• SET EXERCISE:
Every line that contains "styles" counts once; give the total number of such lines, with no other words.

• SOURCE MATERIAL:
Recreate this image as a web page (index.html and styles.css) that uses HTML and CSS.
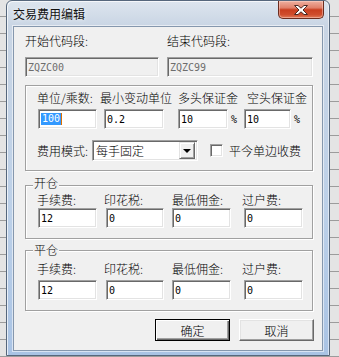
FILE: index.html
```html
<!DOCTYPE html>
<html lang="zh-CN">
<head>
    <meta charset="UTF-8">
    <title>交易费用编辑</title>
    <link rel="stylesheet" href="styles.css">
</head>
<body>
    <div class="screen">
        <div class="window">
            <div class="titlebar">
                <span class="title">交易费用编辑</span>
                <button class="close-btn" title="关闭">
                    <svg width="14" height="10" viewBox="0 0 14 10">
                        <path d="M0.5 0.5 H4 L7 3.2 L10 0.5 H13.5 L9 5 L13.5 9.5 H10 L7 6.8 L4 9.5 H0.5 L5 5 Z" fill="#fff" stroke="#4a2a24" stroke-width="1" stroke-linejoin="round"/>
                    </svg>
                </button>
            </div>

            <div class="client">
                <!-- 代码段 -->
                <div class="code-row">
                    <div class="code-field code-start">
                        <label class="lbl">开始代码段:</label>
                        <input class="box" type="text" value="ZQZC00" disabled>
                    </div>
                    <div class="code-field code-end">
                        <label class="lbl">结束代码段:</label>
                        <input class="box" type="text" value="ZQZC99" disabled>
                    </div>
                </div>

                <!-- 单位 / 保证金 -->
                <div class="group group-main">
                    <div class="unit-labels">
                        <span class="lbl unit-a">单位/乘数:</span>
                        <span class="lbl unit-b">最小变动单位</span>
                        <span class="lbl unit-c">多头保证金</span>
                        <span class="lbl unit-d">空头保证金</span>
                    </div>
                    <div class="unit-inputs">
                        <div class="box box-focus unit-a"><span class="sel">100</span><span class="caret"></span></div>
                        <input class="box unit-b" type="text" value="0.2">
                        <input class="box unit-c" type="text" value="10">
                        <span class="pct">%</span>
                        <input class="box unit-d" type="text" value="10">
                        <span class="pct">%</span>
                    </div>
                    <div class="mode-row">
                        <span class="lbl">费用模式:</span>
                        <div class="combo">
                            <span class="combo-text">每手固定</span>
                            <span class="combo-btn"><i class="arrow"></i></span>
                        </div>
                        <label class="check">
                            <span class="check-box"></span>
                            <span class="lbl">平今单边收费</span>
                        </label>
                    </div>
                </div>

                <!-- 开仓 -->
                <div class="group group-open">
                    <span class="legend">开仓</span>
                    <div class="fee-row">
                        <div class="fee-col col-1"><span class="lbl">手续费:</span><input class="box" type="text" value="12"></div>
                        <div class="fee-col col-2"><span class="lbl">印花税:</span><input class="box" type="text" value="0"></div>
                        <div class="fee-col col-3"><span class="lbl">最低佣金:</span><input class="box" type="text" value="0"></div>
                        <div class="fee-col col-4"><span class="lbl">过户费:</span><input class="box" type="text" value="0"></div>
                    </div>
                </div>

                <!-- 平仓 -->
                <div class="group group-close">
                    <span class="legend">平仓</span>
                    <div class="fee-row">
                        <div class="fee-col col-1"><span class="lbl">手续费:</span><input class="box" type="text" value="12"></div>
                        <div class="fee-col col-2"><span class="lbl">印花税:</span><input class="box" type="text" value="0"></div>
                        <div class="fee-col col-3"><span class="lbl">最低佣金:</span><input class="box" type="text" value="0"></div>
                        <div class="fee-col col-4"><span class="lbl">过户费:</span><input class="box" type="text" value="0"></div>
                    </div>
                </div>

                <div class="buttons">
                    <button class="btn btn-default">确定</button>
                    <button class="btn">取消</button>
                </div>
            </div>
        </div>
    </div>
</body>
</html>
```

FILE: styles.css
```css
* {
    margin: 0;
    padding: 0;
    box-sizing: border-box;
}

body {
    font-family: "Noto Sans CJK SC", "Noto Sans", sans-serif;
    font-size: 12px;
    font-weight: 300;
    color: #000;
}

.screen {
    width: 339px;
    height: 357px;
    overflow: hidden;
    display: flex;
    padding-left: 6px;
    background-color: #e4e4e4;
    background-image: repeating-linear-gradient(180deg, transparent 0, transparent 16px, #9c9c9c 16px, #9c9c9c 17px);
}

/* window frame */
.window {
    width: 324px;
    height: 356px;
    border: 1px solid #56677c;
    border-radius: 6px 6px 0 0;
    padding: 0 6px 4px 6px;
    background: linear-gradient(180deg, #dde5ee 0, #c9d5e4 25px, #bcd0e8 60%, #a9c3e4 100%);
    box-shadow: inset 1px 1px 0 rgba(255, 255, 255, 0.7), inset -1px 0 0 rgba(255, 255, 255, 0.5);
    display: flex;
    flex-direction: column;
}

.titlebar {
    height: 25px;
    display: flex;
    align-items: flex-start;
    justify-content: space-between;
}

.title {
    line-height: 25px;
    font-size: 12px;
    font-weight: 400;
    color: #111;
    text-shadow: 0 0 4px rgba(255, 255, 255, 0.9);
}

.close-btn {
    width: 46px;
    height: 18px;
    margin-right: -1px;
    border: 1px solid #6b2c1f;
    border-top: none;
    border-radius: 0 0 5px 5px;
    background: linear-gradient(180deg, #eeb0a0 0%, #e0806a 40%, #c93e1f 52%, #cf4d2d 80%, #e07a58 100%);
    box-shadow: inset 0 0 0 1px rgba(255, 220, 210, 0.45);
    display: flex;
    align-items: center;
    justify-content: center;
    cursor: pointer;
}

.close-btn svg {
    display: block;
}

/* client area */
.client {
    height: 325px;
    border: 1px solid #8597ad;
    background: #f0f0f0;
    padding: 7px 9px 0 11px;
    box-shadow: 0 0 0 1px rgba(255, 255, 255, 0.55);
}

.lbl {
    display: block;
    font-size: 12px;
    line-height: 14px;
    white-space: nowrap;
}

/* classic sunken edit box */
.box {
    display: block;
    height: 20px;
    border: 1px solid;
    border-color: #a0a0a0 #fff #fff #a0a0a0;
    box-shadow: inset 1px 1px 0 #696969, inset -1px -1px 0 #e3e3e3;
    background: #fff;
    padding: 0 2px;
    font-family: "DejaVu Sans Mono", "Liberation Mono", monospace;
    font-size: 10px;
    font-weight: 400;
    color: #000;
    outline: none;
}

.box:disabled {
    background: #f0f0f0;
    color: #6d6d6d;
}

.box-focus {
    display: flex;
    align-items: center;
    padding-left: 2px;
}

.sel {
    background: #3399ff;
    color: #fff;
    line-height: 12px;
    padding: 0 1px;
}

.caret {
    width: 1px;
    height: 12px;
    background: #e07000;
}

.code-row {
    display: flex;
    gap: 8px;
}

.code-start {
    width: 134px;
}

.code-end {
    width: 146px;
}

.code-field .lbl {
    margin-bottom: 9px;
}

.code-field .box {
    width: 100%;
}

/* etched group box */
.group {
    border: 1px solid #a0a0a0;
    box-shadow: inset 1px 1px 0 #fff, 1px 1px 0 #fff;
    padding-left: 11px;
}

.group-main {
    margin-top: 8px;
    height: 86px;
    padding-top: 5px;
}

.unit-labels {
    display: flex;
}

.unit-labels .unit-a { width: 63px; }
.unit-labels .unit-b { width: 78px; }
.unit-labels .unit-c { width: 69px; }

.unit-inputs {
    display: flex;
    align-items: center;
    margin-top: 4px;
}

.unit-inputs .unit-a {
    width: 59px;
    margin-left: 1px;
}

.unit-inputs .unit-b {
    width: 60px;
    margin-left: 7px;
}

.unit-inputs .unit-c {
    width: 50px;
    margin-left: 14px;
}

.unit-inputs .unit-d {
    width: 47px;
    margin-left: 7px;
}

.pct {
    font-family: "DejaVu Sans Mono", monospace;
    font-size: 10px;
    font-weight: 400;
    margin-left: 3px;
}

.mode-row {
    display: flex;
    align-items: center;
    margin-top: 11px;
    height: 21px;
}

.combo {
    width: 106px;
    height: 21px;
    margin-left: 4px;
    border: 1px solid;
    border-color: #a0a0a0 #fff #fff #a0a0a0;
    box-shadow: inset 1px 1px 0 #696969, inset -1px -1px 0 #e3e3e3;
    background: #fff;
    display: flex;
    align-items: center;
    justify-content: space-between;
    padding: 2px 2px 2px 3px;
}

.combo-text {
    font-size: 12px;
    line-height: 14px;
}

.combo-btn {
    width: 16px;
    height: 17px;
    background: #f0f0f0;
    border: 1px solid;
    border-color: #e3e3e3 #696969 #696969 #e3e3e3;
    box-shadow: inset 1px 1px 0 #fff, inset -1px -1px 0 #a0a0a0;
    display: flex;
    align-items: center;
    justify-content: center;
}

.arrow {
    width: 0;
    height: 0;
    border-left: 4px solid transparent;
    border-right: 4px solid transparent;
    border-top: 4px solid #000;
}

.check {
    display: flex;
    align-items: center;
    margin-left: 12px;
    gap: 6px;
}

.check-box {
    width: 13px;
    height: 13px;
    border: 1px solid;
    border-color: #a0a0a0 #fff #fff #a0a0a0;
    box-shadow: inset 1px 1px 0 #696969, inset -1px -1px 0 #e3e3e3;
    background: #fff;
}

/* 开仓 / 平仓 */
.legend {
    display: block;
    width: max-content;
    height: 12px;
    margin: -7px 0 0 -4px;
    padding: 0 1px;
    background: #f0f0f0;
    line-height: 12px;
    font-size: 12px;
}

.group-open {
    margin-top: 14px;
    height: 54px;
}

.group-open .legend {
    margin-top: -9px;
}

.group-close {
    margin-top: 11px;
    height: 61px;
}

.fee-row {
    display: flex;
}

.group-open .fee-row {
    margin-top: 4px;
}

.group-close .fee-row {
    margin-top: 6px;
}

.group-open .fee-col .box {
    margin-top: 1px;
}

.group-close .fee-col .box {
    margin-top: 4px;
}

.fee-col .box {
    width: 59px;
}

.col-1 { width: 67px; }
.col-2 { width: 68px; }
.col-3 { width: 70px; }

.col-1 .box { margin-left: 1px; }
.col-2 .box { margin-left: 2px; width: 58px; }
.col-4 .box { margin-left: 2px; }

/* buttons */
.buttons {
    display: flex;
    justify-content: flex-end;
    gap: 9px;
    margin-top: 8px;
    margin-right: -1px;
}

.btn {
    width: 75px;
    height: 22px;
    font-family: "Noto Sans CJK SC", sans-serif;
    font-size: 12px;
    font-weight: 300;
    background: #f0f0f0;
    border: 1px solid;
    border-color: #fff #696969 #696969 #fff;
    box-shadow: inset -1px -1px 0 #a0a0a0, inset 1px 1px 0 #e3e3e3;
    cursor: pointer;
}

.btn-default {
    border-color: #000;
    box-shadow: inset 1px 1px 0 #fff, inset -1px -1px 0 #696969, inset -2px -2px 0 #a0a0a0;
}
```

• EXERCISE RESPONSE:
3